I still hate addictions…

Things have continued to go from bad to worse for L.  Most afternoons are now spent passed out or very close to that state.  I usually put her to bed, take the children and phone her husband to let him know whats going on.

One day last week I was so angry I forced her to show me her hiding spots and I threw out every drop of alcohol I found.  I asked her if there was any more and she swore on my life there wasn’t.  BUT, not 10 minutes later I found 6 small bottle of champagne in her car.

I was so angry with her.  I tossed them onto her lap and said so what am I going to die now that you’ve sworn on my life and lied??

She just smiled as me and said I was a ‘tenacious bugger’, like it was just a game !!

I came home and phoned the rehab place that she is waiting to enter (when they have a spare bed) just to empty my head a bit.  The lady I spoke to was lovely and helped me get a few things sorted in my mind.

 Well I don’t know if it helped things a long at all, but the centre called L on Monday and admitted her on Tuesday. 

She is now 3 days into detox and then will move into a rehab program.  I am so hoping this works and she can then work with her family on rebuilding their shattered life.

I must say I’m not confident this will work the first time around, apparently the stats are 50/50 for success the first go.  Personally in my non professional opinion this attempt with not be successful, but believe me I’d be more than happy to be proved wrong :)

I hate addictions…

My poor friend L who is an alcoholic.  Things have just gone from bad to worse to terrible.  This morning her DH left as he can’t take it any more.  Tonight she was a wreck.  He wouldn’t take the kids, which I cannot understand.  The children are not safe with L (as much as I love her and don’t like saying that) and I can’t believe he’s left them there.  I know he is in a bad place too, and suffering, but the children and their safety have to come first.

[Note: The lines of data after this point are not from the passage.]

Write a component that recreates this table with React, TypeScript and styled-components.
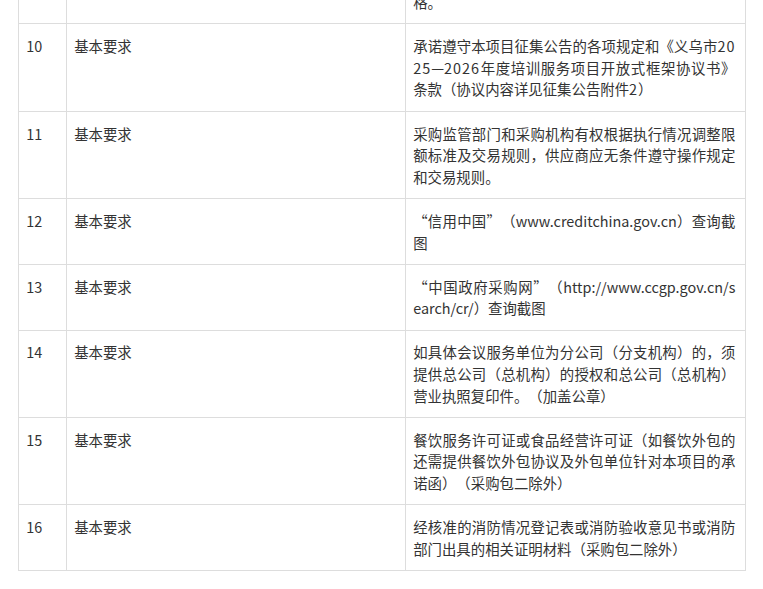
import { Fragment } from 'react';
import styled, { createGlobalStyle } from 'styled-components';

type Row = {
  no: number;
  kind: string;
  content: string;
};

const rows: Row[] = [
  {
    no: 9,
    kind: '基本要求',
    content:
      '供应商须具有独立承担民事责任的能力，具有良好的商业信誉和健全的财务会计制度，符合采购人资格。',
  },
  {
    no: 10,
    kind: '基本要求',
    content:
      '承诺遵守本项目征集公告的各项规定和《义乌市2025—2026年度培训服务项目开放式框架协议书》条款（协议内容详见征集公告附件2）',
  },
  {
    no: 11,
    kind: '基本要求',
    content:
      '采购监管部门和采购机构有权根据执行情况调整限额标准及交易规则，供应商应无条件遵守操作规定和交易规则。',
  },
  {
    no: 12,
    kind: '基本要求',
    content: '“信用中国”（www.creditchina.gov.cn）查询截图',
  },
  {
    no: 13,
    kind: '基本要求',
    content: '“中国政府采购网”（http://www.ccgp.gov.cn/search/cr/）查询截图',
  },
  {
    no: 14,
    kind: '基本要求',
    content:
      '如具体会议服务单位为分公司（分支机构）的，须提供总公司（总机构）的授权和总公司（总机构）营业执照复印件。（加盖公章）',
  },
  {
    no: 15,
    kind: '基本要求',
    content:
      '餐饮服务许可证或食品经营许可证（如餐饮外包的还需提供餐饮外包协议及外包单位针对本项目的承诺函）（采购包二除外）',
  },
  {
    no: 16,
    kind: '基本要求',
    content:
      '经核准的消防情况登记表或消防验收意见书或消防部门出具的相关证明材料（采购包二除外）',
  },
];

// digits are a bit wider in the original face
const digits = /(\d+)/;

function Content({ text }: { text: string }) {
  return (
    <>
      {text.split(digits).map((part, i) =>
        digits.test(part) ? (
          <StyledDigits key={i}>{part}</StyledDigits>
        ) : (
          <Fragment key={i}>{part}</Fragment>
        ),
      )}
    </>
  );
}

export default function App() {
  return (
    <>
      <GlobalStyle />
      <StyledPage>
        <StyledTable>
          <colgroup>
            <StyledCol $width={48} />
            <StyledCol $width={339} />
            <StyledCol $width={340} />
          </colgroup>
          <tbody>
            {rows.map((row) => (
              <tr key={row.no}>
                <StyledCell>{row.no}</StyledCell>
                <StyledCell>{row.kind}</StyledCell>
                <StyledCell $justify>
                  <Content text={row.content} />
                </StyledCell>
              </tr>
            ))}
          </tbody>
        </StyledTable>
      </StyledPage>
    </>
  );
}

const GlobalStyle = createGlobalStyle`
  html, body {
    margin: 0;
    padding: 0;
    background: #fff;
    overflow: hidden;
  }
  body {
    font-family: "Noto Sans CJK SC", "Noto Sans", sans-serif;
    color: #333;
  }
`;

// the page is scrolled: row 9 sits mostly above the top edge
const StyledPage = styled.div`
  padding: 0 18px;
  margin-top: -64px;
`;

const StyledTable = styled.table`
  width: 727px;
  table-layout: fixed;
  border-collapse: collapse;
  font-size: 14.4px;
  line-height: 21.6px;
`;

const StyledCol = styled.col<{ $width: number }>`
  width: ${(p) => p.$width}px;
`;

const StyledCell = styled.td<{ $justify?: boolean }>`
  border: 1px solid #dddddd;
  padding: 10.8px ${(p) => (p.$justify ? '9.6px' : '7.2px')} 10.8px 7.2px;
  vertical-align: top;
  text-align: ${(p) => (p.$justify ? 'justify' : 'left')};
  word-break: break-all;
  text-spacing-trim: space-all;
`;

const StyledDigits = styled.span`
  letter-spacing: 1px;
`;
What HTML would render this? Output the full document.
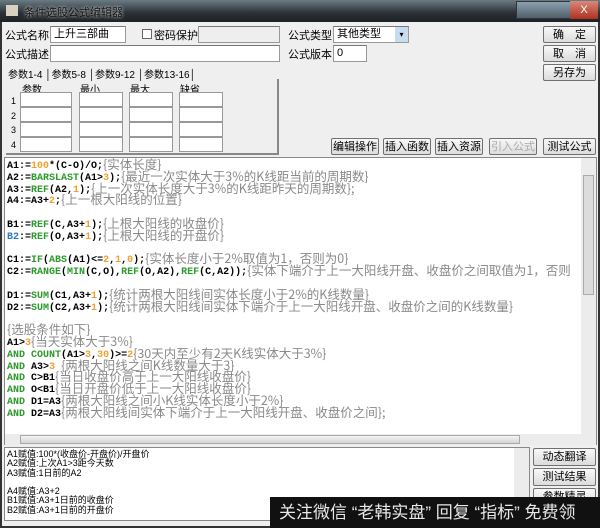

 I brought the their kids home with us to have dinner and a bath with our kids and then took them back when it was close to bed time.  When I left L’s place earlier I asked her for her car keys because a few weeks ago she decided to drive during a storm after she’d had too much to drink and got her DH’s car stuck on the fence out the front.  That was another dreadful night :-(

Anyway, she had been drinking tonight, but she promised me there was no more and I couldn’t find any.  When I took the kids back she was quite with it although I could still smell the alcohol. 

One thing about alcoholics is they can drink bucket loads of alcohol and still function seemingly normally.  Some people wouldn’t even know she’d been drinking.

Tomorrow I’m going with her to the GP to get a referral to a private clinic.  I’m hoping she tells the Dr the whole truth with out me having to tell her.  L needs to stop lying and face the truth.  Here is an example of things that have happened while L was intoxicated just this past month:

Smashed her DH’s car, passed out in the water while washing the dishes and nearly drowned, passed out and left the children unattended, passed out at a wedding and ended up on the floor in a position that every one could see what underwear she wasn’t wearing, borrowed money to buy alcohol, drank a bottle of rum then filled the bottle with tea, drank a bottle of wine and then filled it with water, drank beer even though she doesn’t like beer.

Truly the list goes on and on…

The first time I found her passed out I thought she was dead, I was so scared.  I’ve never seen anyone ever look the way she did.  I was about to phone an ambulance when I suddenly realised what was going on.

Anyway hopefully we will get somewhere tomorrow, although I phoned the private clinic she’s trying to get into tonight and they said there is a 2 to 3 week waiting list.  What on earth do we do in the mean time, the fellow tells me, “block her access to alcohol”…  Does he realise how resourceful she is??